I just helped my wife through this one, and I thought it might be potentially helpful to someone out there using GMail and having this issue. The problem that we ran across is that a draft that she had saved was “sort of” vanished. In the summary view, you could read the first line of the mail, but when you open the draft it’s just a blank screen. Puzzling. Turns out that it’s a “known issue”. The latest and greatest version does this, apparently if the draft is saved without a subject. GMail has it written up as a problem they know about and are working on, so I expect it will be fixed pretty quickly. The workaround is to use the old version of gmail that is linked in the help topic on this issue.
So, that’s the tip, now for the observation. I’ve used gmail a lot over the past couple of years. It’s a really useful application. There are many, many good things I have to say about it.
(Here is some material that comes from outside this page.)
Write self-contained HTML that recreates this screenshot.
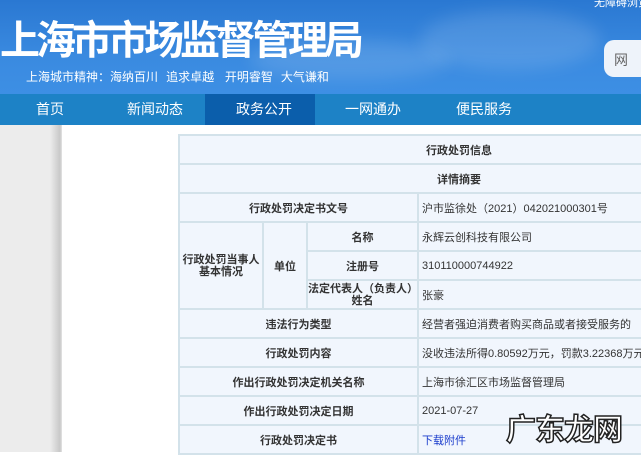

It does sometimes feel a little spooky, however, to depend on something that only exists on some server that I can’t see across a network I can’t control that is being run by people I don’t know and have never even directly dealt with. The simple fact of the matter is that it can be torpedoed at any time for any number of reasons and there’s not really much I can do to work around it.
Upgrading a web application is supposed to be easier than bits on a desktop. I agree with the basic premise. The ease of pushing out some new release in the age of the web application still comes with a pretty heavy burden for testing and validation. I guess it’s still not nearly as big a deal as releasing MS Office from a test perspective, but still, there is a lot of havoc and grief that can be caused if you release something with some goofy defect and you’ve got millions of users depending on it. I guess the reason that I felt compelled to write this is that I obviously wasn’t the first person to come across the “all my hard work is lost” feeling of having a draft vaporize. Enough people have been stranded by this problem to have it bubble up pretty close to the top of the known issues list, and I’m sure that a lot of them had a more painful time of it that I did. After all, someone had to hit this thing when there wasn’t any help doc to point the way out.
Anyhow, to anyone responsible for day to day operations of web applications like this, first of all thanks. I know how difficult it is to be in a position where the thing has to be kept running all the time, and your effort should be commended. Also, you already know this, but please be thorough when you test your application. It’s really painful for a lot of people when you mess things up, even a little bit. Just because it’s easier than releasing something like MS Office doesn’t let you off the hook. In my view, it makes it a bigger deal. Look, you’ve got it relatively easy compared to a lot of product teams that have to be painstakingly thorough before they release something. It’s not asking too much for you to get it right.
Ah, well, at least the price is right. Probably why it’s still in beta after half a decade.